Please apply for the storage space for your project to store your data / results
You can list all the available software here: ll /share/apps/
, and genomics-specific like this: ll /share/apps/genomics/
. In order to use it, you need to export path to executable of the software. Code snippet below shows how to export path to samtools and bedtools.
export PATH=/share/apps/genomics/bedtools-2.25.0/bin/:${PATH};
export PATH=/share/apps/genomics/samtools-1.9/bin/:${PATH};
To use software which comes in a shape of jar
files, for example picard, do following:
PICARD_JAR=/share/apps/genomics/picard-2.20.3/bin/picard.jar
java -jar $PICARD_JAR
In case the software is not available on the cluster, there are 2 options: 1) create singularity container with that software (reccomended) 2) send ticket to [email protected]
Unfortunately, we don't have shared folders with reference genomes, databases, etc.

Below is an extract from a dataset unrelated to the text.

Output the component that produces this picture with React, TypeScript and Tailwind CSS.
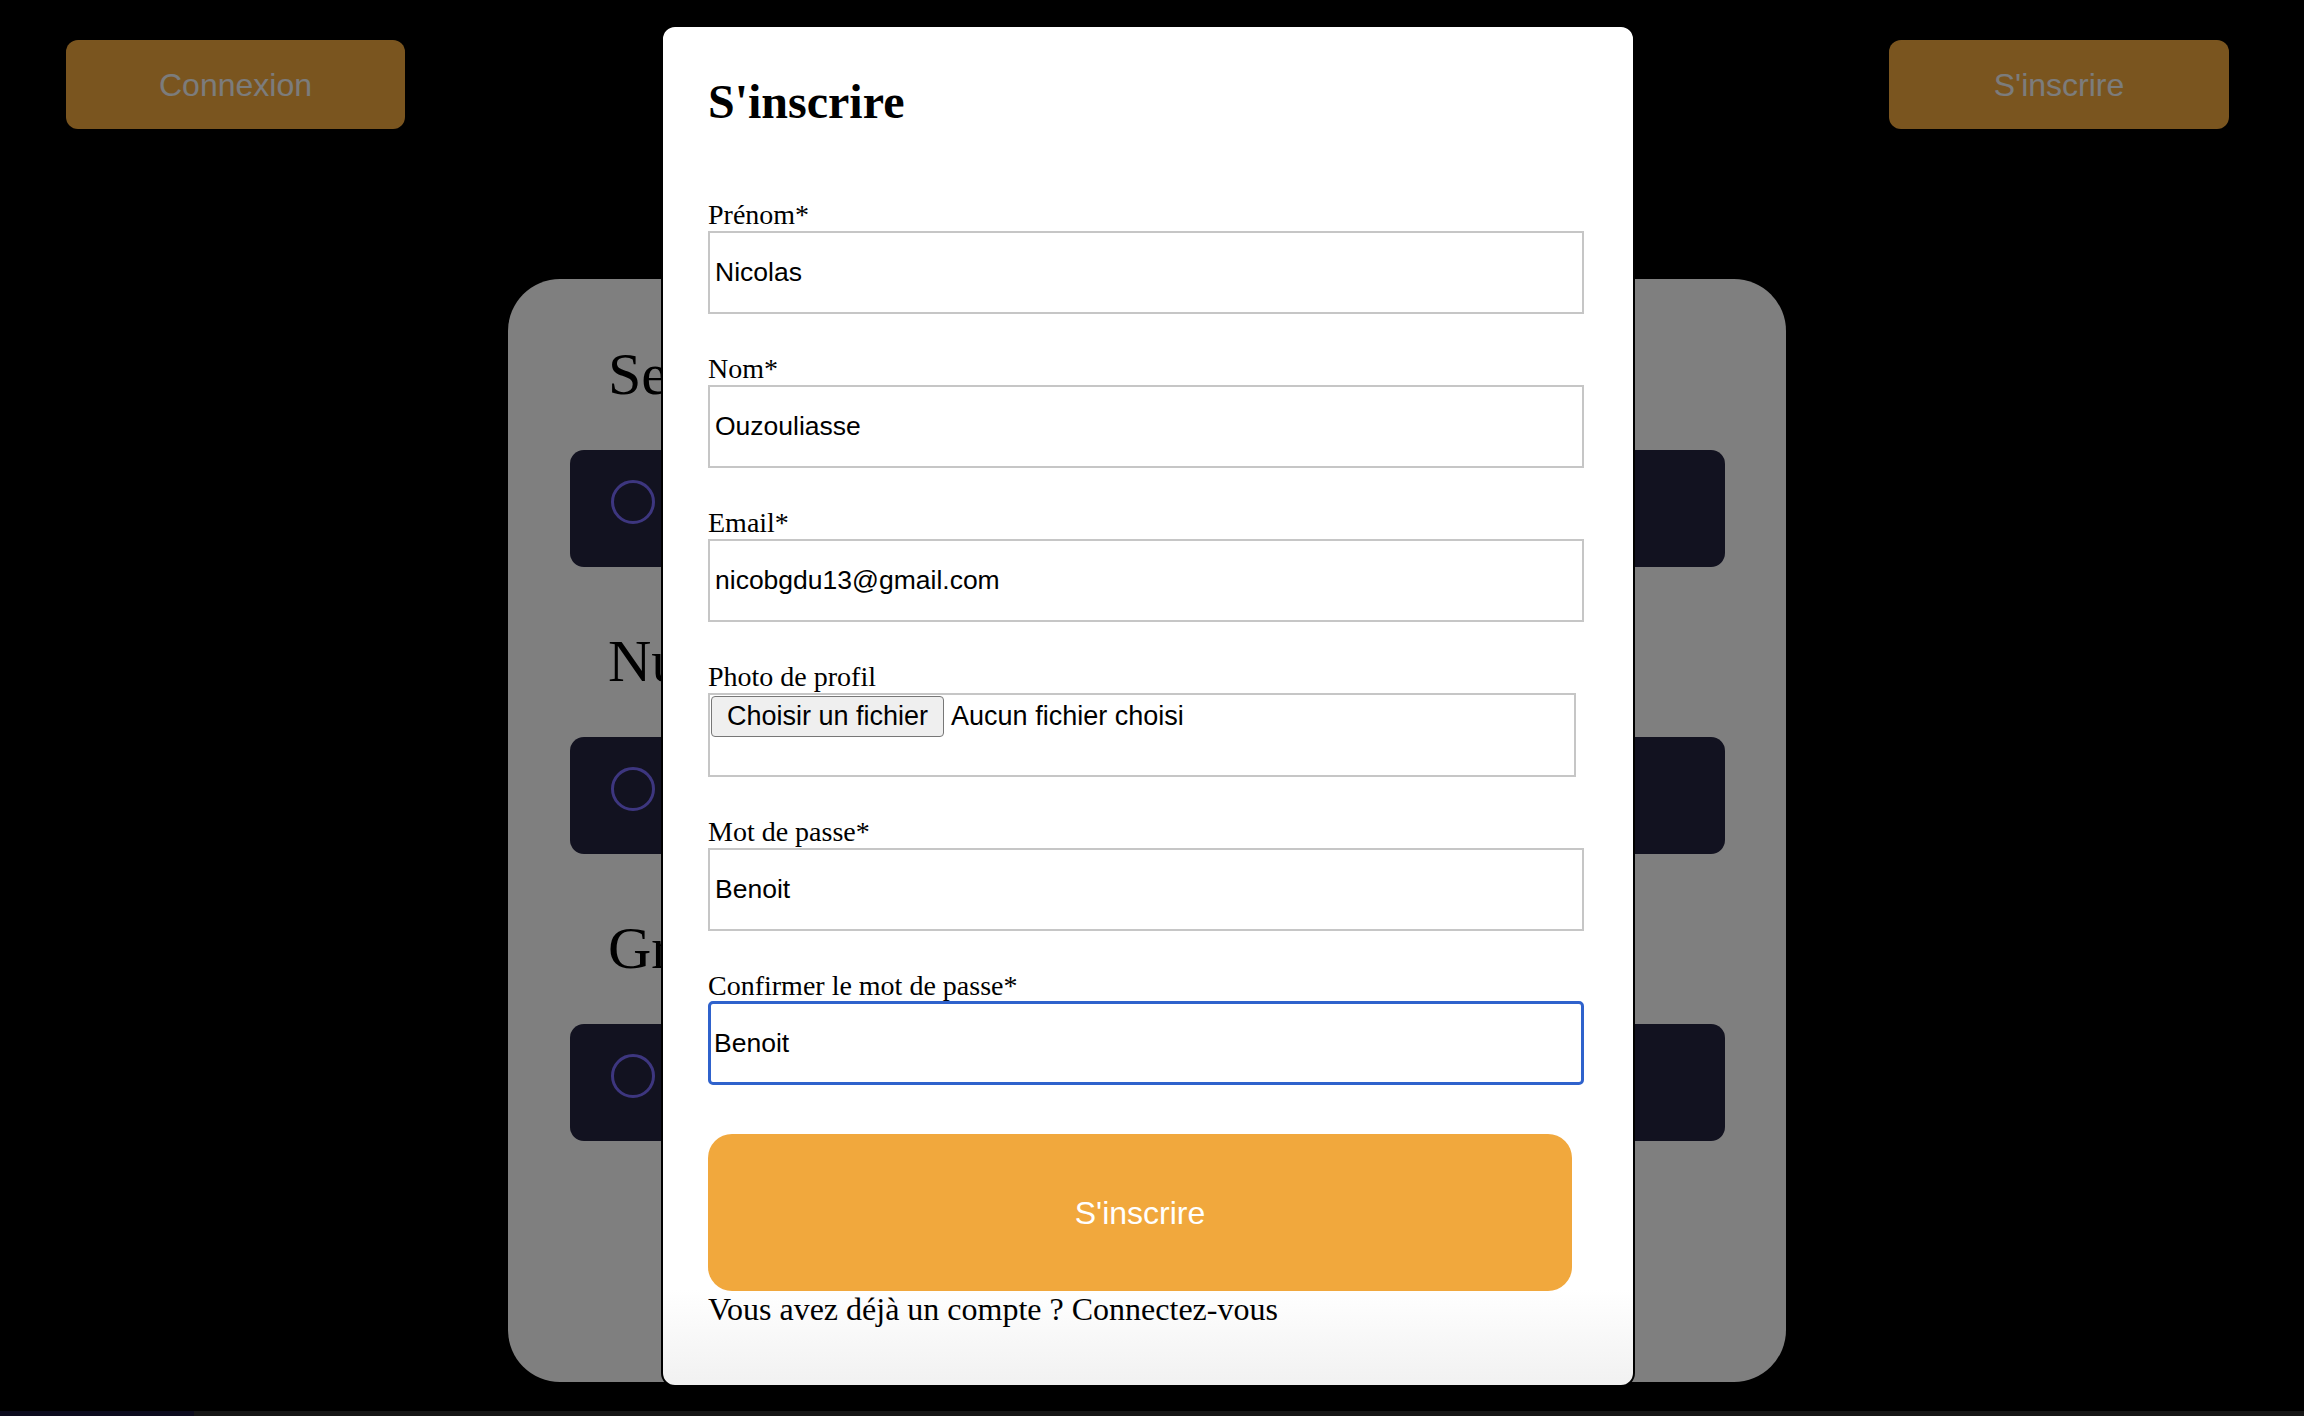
import React from 'react';

const sections = ["Services", "Numéros", "Groupes"];

const fields = [
  { label: "Prénom*", value: "Nicolas" },
  { label: "Nom*", value: "Ouzouliasse" },
  { label: "Email*", value: "nicobgdu13@gmail.com" },
];

const Field = ({ label, value }: { label: string; value: string }) => (
  <div className="flex flex-col mb-[39px]">
    <label className="text-[28px] leading-[32px] text-black">{label}</label>
    <input
      readOnly
      value={value}
      className="w-[876px] h-[83px] px-[5px] border-2 border-[#c6c6c6] outline-none text-[26.5px] font-['Liberation_Sans'] text-black bg-white"
    />
  </div>
);

const App = () => {
  return (
    <div className="relative h-[1416px] w-full overflow-hidden bg-black font-['Liberation_Sans',sans-serif]">
      {/* page behind the modal */}
      <div className="flex justify-between pl-[66px] pr-[75px] pt-[40px]">
        <button className="w-[339px] h-[89px] rounded-[12px] bg-[#f4aa3e] text-[#f8f8f8] text-[32px]">Connexion</button>
        <button className="w-[340px] h-[89px] rounded-[12px] bg-[#f4aa3e] text-[#f8f8f8] text-[32px]">S'inscrire</button>
      </div>

      <div className="ml-[508px] mt-[150px] w-[1278px] h-[1103px] rounded-[52px] bg-white pt-[61px] px-[62px]">
        {sections.map((title) => (
          <div key={title} className="mb-[60px]">
            <h2 className="ml-[38px] mb-[41px] text-[60px] leading-[69px] font-['Liberation_Serif',serif] text-black">{title}</h2>
            <div className="h-[117px] w-[1155px] rounded-[14px] bg-[#242440] pl-[41px] pt-[30px]">
              <div className="w-[44px] h-[44px] rounded-full border-[3px] border-[#7a6cff]" />
            </div>
          </div>
        ))}
      </div>

      <div className="mt-[29px] flex h-[5px]">
        <div className="w-[194px] bg-[#18163a]" />
        <div className="flex-1 bg-[#2c2c2c]" />
      </div>

      {/* overlay */}
      <div className="absolute inset-0 bg-black/50" />

      {/* modal */}
      <div className="absolute left-[661px] top-[25px] w-[974px] h-[1362px] rounded-[14px] border-2 border-black bg-linear-to-b from-white from-[93%] to-[#f1f1f1] pl-[45px] pt-[47px] font-['Liberation_Serif',serif]">
        <h1 className="text-[48px] leading-[55px] font-bold text-black mb-[70px]">S'inscrire</h1>

        {fields.map((f) => (
          <Field key={f.label} label={f.label} value={f.value} />
        ))}

        <div className="flex flex-col mb-[39px]">
          <label className="text-[28px] leading-[32px] text-black">Photo de profil</label>
          <div className="w-[868px] h-[84px] border-2 border-[#c6c6c6] bg-white flex items-start pt-[1px] pl-[1px] font-['Liberation_Sans'] text-[27px] text-black">
            <span className="h-[41px] px-[15px] flex items-center rounded-[4px] border-[1.5px] border-[#777] bg-[#efefef]">Choisir un fichier</span>
            <span className="ml-[7px] h-[41px] flex items-center">Aucun fichier choisi</span>
          </div>
        </div>

        <Field label="Mot de passe*" value="Benoit" />

        <div className="flex flex-col">
          <label className="text-[28px] leading-[31px] text-black">Confirmer le mot de passe*</label>
          <input
            readOnly
            value="Benoit"
            className="w-[876px] h-[84px] px-[3px] border-[3px] border-[#2f62cc] rounded-[5px] outline-none text-[26.5px] font-['Liberation_Sans'] text-black bg-white"
          />
        </div>

        <button className="mt-[49px] w-[864px] h-[157px] rounded-[24px] bg-[#f1a83d] text-white text-[32px] font-['Liberation_Sans']">
          S'inscrire
        </button>
        <p className="mt-[0px] text-[32px] leading-[36px] text-black">Vous avez déjà un compte ? Connectez-vous</p>
      </div>
    </div>
  );
};

export default App;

It's handy to test code in intective session. During interactive session you get directly on computing node and test command execution as they would be in your job script. The code below requests an interactive session with 8Gb of RAM for 1h:
qrsh -l h_vmem=8G,tmem=8G,h_rt=1:0:0
It may take some time to get an interactive session, this time also depends on amout of currently running jobs and RAM you requested. Then you get interactive session, beginning string of your bash terminal should change from [your_user_name@gamble]$
to for example [your_user_name@moe-609-7 ]$
, where moe-609-7
is a node name. In the beginning of your interactive session you will be at the root of the server and not in the directory you called qrsh
from, so you'll need to cd /SAN/colcc/your_project_folder
to do your work.
Ed Martin ([email protected]
) is our contact for the cluster questions, he’s very responsive. But please don’t abuse this link: first ask people in the lab.